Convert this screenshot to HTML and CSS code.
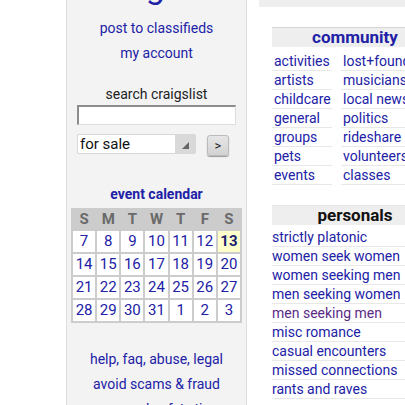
FILE: index.html
```html
<!DOCTYPE html>
<html lang="en">
<head>
    <meta charset="UTF-8">
    <meta name="viewport" content="width=device-width, initial-scale=1.0">
    <title>craigslist</title>
    <link rel="stylesheet" href="styles.css">
</head>
<body>
    <div class="page">
        <div class="leftbar">
            <h1 class="logo"><a href="#">craigslist</a></h1>

            <ul class="side-links">
                <li><a href="#">post to classifieds</a></li>
                <li><a href="#">my account</a></li>
            </ul>

            <form class="search" action="#">
                <div class="search-title">search craigslist</div>
                <input class="query" type="text" name="query">
                <div class="search-row">
                    <div class="cat-select">for sale<span class="arrow"></span></div>
                    <button class="go" type="button">&gt;</button>
                </div>
            </form>

            <div class="calendar">
                <div class="cal-title"><a href="#">event calendar</a></div>
                <div class="cal-grid">
                    <div class="dow">S</div><div class="dow">M</div><div class="dow">T</div><div class="dow">W</div><div class="dow">T</div><div class="dow">F</div><div class="dow">S</div>
                    <a class="day" href="#">7</a><a class="day" href="#">8</a><a class="day" href="#">9</a><a class="day" href="#">10</a><a class="day" href="#">11</a><a class="day" href="#">12</a><a class="day today" href="#">13</a>
                    <a class="day" href="#">14</a><a class="day" href="#">15</a><a class="day" href="#">16</a><a class="day" href="#">17</a><a class="day" href="#">18</a><a class="day" href="#">19</a><a class="day" href="#">20</a>
                    <a class="day" href="#">21</a><a class="day" href="#">22</a><a class="day" href="#">23</a><a class="day" href="#">24</a><a class="day" href="#">25</a><a class="day" href="#">26</a><a class="day" href="#">27</a>
                    <a class="day" href="#">28</a><a class="day" href="#">29</a><a class="day" href="#">30</a><a class="day" href="#">31</a><a class="day" href="#">1</a><a class="day" href="#">2</a><a class="day" href="#">3</a>
                </div>
            </div>

            <ul class="side-links footer-links">
                <li><a href="#">help, faq, abuse, legal</a></li>
                <li><a href="#">avoid scams &amp; fraud</a></li>
                <li><a href="#">personal safety tips</a></li>
            </ul>
        </div>

        <div class="main">
            <div class="topban"></div>

            <div class="col community">
                <h4 class="ban"><a href="#">community</a></h4>
                <div class="cols">
                    <ul>
                        <li><a href="#">activities</a></li>
                        <li><a href="#">artists</a></li>
                        <li><a href="#">childcare</a></li>
                        <li><a href="#">general</a></li>
                        <li><a href="#">groups</a></li>
                        <li><a href="#">pets</a></li>
                        <li><a href="#">events</a></li>
                    </ul>
                    <ul>
                        <li><a href="#">lost+found</a></li>
                        <li><a href="#">musicians</a></li>
                        <li><a href="#">local news</a></li>
                        <li><a href="#">politics</a></li>
                        <li><a href="#">rideshare</a></li>
                        <li><a href="#">volunteers</a></li>
                        <li><a href="#">classes</a></li>
                    </ul>
                </div>
            </div>

            <div class="col personals">
                <h4 class="ban"><a class="plain" href="#">personals</a></h4>
                <ul>
                    <li><a href="#">strictly platonic</a></li>
                    <li><a href="#">women seek women</a></li>
                    <li><a href="#">women seeking men</a></li>
                    <li><a href="#">men seeking women</a></li>
                    <li><a class="visited" href="#">men seeking men</a></li>
                    <li><a href="#">misc romance</a></li>
                    <li><a href="#">casual encounters</a></li>
                    <li><a href="#">missed connections</a></li>
                    <li><a href="#">rants and raves</a></li>
                </ul>
            </div>
        </div>
    </div>
</body>
</html>
```

FILE: styles.css
```css
html, body {
    margin: 0;
    overflow: hidden;
    background: #fff;
    font-family: Roboto, "Liberation Sans", Arial, sans-serif;
    font-size: 14px;
    color: #222;
}
a {
    color: #2121a6;
    text-decoration: none;
}
ul {
    list-style: none;
    margin: 0;
    padding: 0;
}
.page {
    display: flex;
    align-items: flex-start;
    gap: 12px;
    padding-left: 66px;
    width: 600px;
}

/* left column */
.leftbar {
    width: 179px;
    flex: none;
    background-color: #f3f3f3;
    border-left: 1px solid #ddd;
    border-right: 1px solid #ddd;
    text-align: center;
    padding-bottom: 20px;
}
.logo {
    margin: -34px 0 0;
    padding-left: 5px;
    font-size: 34px;
    line-height: 40px;
    font-weight: normal;
}
.side-links {
    margin-top: 10px;
    line-height: 25px;
}
.search {
    margin: 19px 0 0;
    padding: 0 10px;
}
.search-title {
    line-height: 18px;
}
.query {
    display: block;
    box-sizing: border-box;
    width: 159px;
    height: 20px;
    margin-top: 2px;
    border: 1px solid #ddd;
    border-top: 2px solid #8c8c8c;
    border-left: 2px solid #8c8c8c;
    background: #fff;
}
.search-row {
    display: flex;
    align-items: flex-start;
    gap: 11px;
    margin-top: 9px;
}
.cat-select {
    box-sizing: border-box;
    position: relative;
    width: 119px;
    height: 20px;
    padding-left: 2px;
    border: 1px solid #d8d8d8;
    border-radius: 2px;
    background: linear-gradient(to right, #fff 97px, #d9d9d9 97px);
    text-align: left;
    font-size: 15px;
    line-height: 18px;
    color: #111;
}
.cat-select .arrow {
    position: absolute;
    right: 6px;
    bottom: 4px;
    width: 0;
    height: 0;
    border-left: 7px solid transparent;
    border-bottom: 7px solid #666;
}
.go {
    box-sizing: border-box;
    width: 22px;
    height: 21px;
    margin-top: 1px;
    padding: 0;
    border: 1px solid #bbb;
    border-radius: 3px;
    background: linear-gradient(#e6e6e6, #d2d2d2);
    box-shadow: 0 1px 1px #999;
    font-family: inherit;
    font-size: 13px;
    color: #222;
}

/* calendar */
.calendar {
    margin-top: 29px;
    padding: 0 4px;
}
.cal-title {
    line-height: 18px;
    font-weight: bold;
}
.cal-grid {
    display: grid;
    grid-template-columns: repeat(7, 1fr);
    grid-template-rows: 19px;
    grid-auto-rows: 21px;
    gap: 2px;
    margin-top: 5px;
    padding: 2px;
    background-color: #ccc;
}
.dow {
    font-size: 15px;
    font-weight: bold;
    line-height: 19px;
    color: #6a6a6a;
}
.day {
    background-color: #fff;
    font-size: 15px;
    line-height: 21px;
}
.day.today {
    background-color: #ffffcc;
    font-weight: bold;
    color: #1c1c6e;
}
.footer-links {
    margin-top: 24px;
}

/* main column */
.main {
    width: 200px;
    flex: none;
}
.topban {
    height: 7px;
    background-color: #eee;
}
.col {
    width: 166px;
    margin-left: 13px;
}
.ban {
    margin: 0;
    border-top: 1px solid #d6d6d6;
    background-color: #eee;
    text-align: center;
    font-size: 17px;
    line-height: 19px;
}
.ban .plain {
    color: #111;
}
.community {
    margin-top: 20px;
}
.cols {
    display: grid;
    grid-template-columns: 60px 1fr;
    gap: 9px;
    margin-top: 5px;
}
.col li {
    line-height: 18px;
    border-bottom: 1px solid #e8e8e8;
    white-space: nowrap;
}
.cols li {
    padding-left: 2px;
}
.personals {
    margin-top: 20px;
}
.personals .ban {
    border-top-color: #e6e6e6;
}
.personals ul {
    margin-top: 3px;
}
.visited {
    color: #5b2a86;
}
```
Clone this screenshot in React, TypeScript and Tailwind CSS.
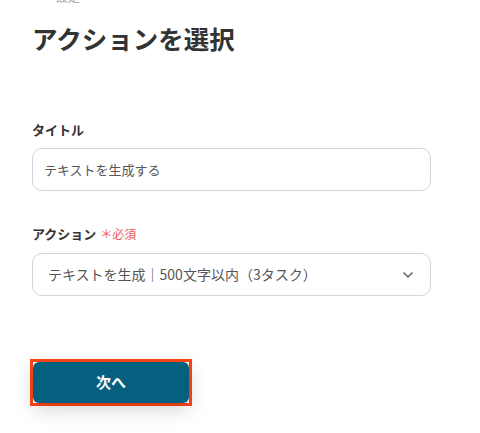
import { ChevronDown } from 'lucide-react';

export default function App() {
  return (
    <div
      className="min-h-screen bg-white px-[32px] text-[#333]"
      style={{ fontFamily: '"Noto Sans CJK JP", "Noto Sans", sans-serif' }}
    >
      {/* 上部の見切れたパンくず */}
      <div className="h-[4px] overflow-hidden pl-[24px]">
        <p className="-mt-[10px] text-[12px] leading-[14px] text-[#aaa]">設定</p>
      </div>

      <h1 className="mt-[16px] text-[25.5px] font-semibold leading-[36px]">アクションを選択</h1>

      <div className="mt-[64px]">
        <label className="block text-[13px] font-bold leading-[20px]">タイトル</label>
        <div className="mt-[8px] flex h-[43px] w-[399px] items-center rounded-[10px] border border-[#d4d4de] px-[11px] text-[13px] text-[#555]">
          テキストを生成する
        </div>
      </div>

      <div className="mt-[33px]">
        <label className="flex items-center gap-[4px] text-[13px] font-bold leading-[20px]">
          アクション
          <span className="text-[12px] font-normal text-[#f05a5a]">＊必須</span>
        </label>
        <div className="mt-[9px] flex h-[43px] w-[399px] items-center justify-between rounded-[10px] border border-[#d4d4de] pl-[15px] pr-[14px] text-[14px] text-[#555]">
          <span>テキストを生成｜500文字以内（3タスク）</span>
          <ChevronDown size={16} strokeWidth={2.5} className="text-[#666]" />
        </div>
      </div>

      <div className="-ml-[2px] mt-[63px] h-[47px] w-[162px] border-[3px] border-[#ff4514]">
        <button className="flex h-full w-full items-center justify-center rounded-[6px] bg-[#05607f] text-[15px] font-bold text-white shadow-[0_6px_20px_rgba(0,0,0,0.18)]">
          次へ
        </button>
      </div>
    </div>
  );
}
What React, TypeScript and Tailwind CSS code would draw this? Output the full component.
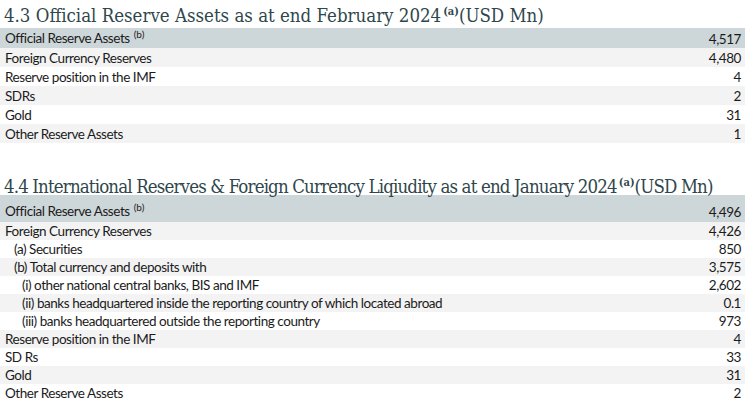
import React from "react";

type Row = { label: string; value: string; indent?: number; sup?: string };

const table1: Row[] = [
  { label: "Official Reserve Assets", value: "4,517", sup: "(b)" },
  { label: "Foreign Currency Reserves", value: "4,480" },
  { label: "Reserve position in the IMF", value: "4" },
  { label: "SDRs", value: "2" },
  { label: "Gold", value: "31" },
  { label: "Other Reserve Assets", value: "1" },
];

const table2: Row[] = [
  { label: "Official Reserve Assets", value: "4,496", sup: "(b)" },
  { label: "Foreign Currency Reserves", value: "4,426" },
  { label: "(a) Securities", value: "850", indent: 1 },
  { label: "(b) Total currency and deposits with", value: "3,575", indent: 1 },
  { label: "(i) other national central banks, BIS and IMF", value: "2,602", indent: 2 },
  { label: "(ii) banks headquartered inside the reporting country of which located abroad", value: "0.1", indent: 2 },
  { label: "(iii) banks headquartered outside the reporting country", value: "973", indent: 2 },
  { label: "Reserve position in the IMF", value: "4" },
  { label: "SD Rs", value: "33" },
  { label: "Gold", value: "31" },
  { label: "Other Reserve Assets", value: "2" },
];

function Title({ children, track }: { children: React.ReactNode; track: string }) {
  return (
    <h2
      className="h-[22px] pl-[4px] text-[18.5px] leading-[22px] text-[#2f474c] whitespace-nowrap"
      style={{ fontFamily: '"DejaVu Serif", serif', fontStretch: "condensed" }}
    >
      <span className={track}>{children}</span>
      <span className="relative -top-[7px] ml-[2px] text-[11px] font-bold">(a)</span>
      <span className={track}>(USD Mn)</span>
    </h2>
  );
}

function DataTable({ rows, rowH, headH, headAlign }: { rows: Row[]; rowH: string; headH: string; headAlign: string }) {
  return (
    <div className="mr-[5px] text-[13.5px] leading-[14px] text-[#1b1b1b]" style={{ fontFamily: "Lato, sans-serif" }}>
      {rows.map((r, i) => {
        const bg = i === 0 ? "bg-[#cdd6d8]" : i % 2 === 1 ? "bg-[#f3f3f3]" : "bg-white";
        const pad = r.indent === 2 ? "pl-[22px]" : r.indent === 1 ? "pl-[14px]" : "pl-[5px]";
        return (
          <div
            key={i}
            className={`flex justify-between pr-[4px] tracking-[-0.45px] ${bg} ${i === 0 ? `${headH} ${headAlign}` : `${rowH} items-center`}`}
          >
            <span className={pad}>
              {r.label}
              {r.sup && <span className="relative -top-[5px] ml-[4px] text-[10px] tracking-normal">{r.sup}</span>}
            </span>
            <span>{r.value}</span>
          </div>
        );
      })}
    </div>
  );
}

export default function App() {
  return (
    <div className="w-[750px] h-[409px] overflow-hidden bg-white">
      <div className="pt-[5px]">
        <Title track="tracking-[0px]">4.3 Official Reserve Assets as at end February 2024</Title>
      </div>
      <div className="mt-[1px]">
        <DataTable rows={table1} rowH="h-[19px] pt-[1px]" headH="h-[20px]" headAlign="items-end pb-[2px]" />
      </div>
      <div className="mt-[33px]">
        <Title track="tracking-[-0.85px]">4.4 International Reserves &amp; Foreign Currency Liqiudity as at end January 2024</Title>
      </div>
      <div className="mt-[-3px]">
        <DataTable rows={table2} rowH="h-[18px]" headH="h-[27px]" headAlign="items-end pb-[3px]" />
      </div>
    </div>
  );
}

::::

> **TO DO**: Tally the lines of the listing above that include the word "Tailwind". Answer with the number alone.

> **CORRECT OUTPUT**: 2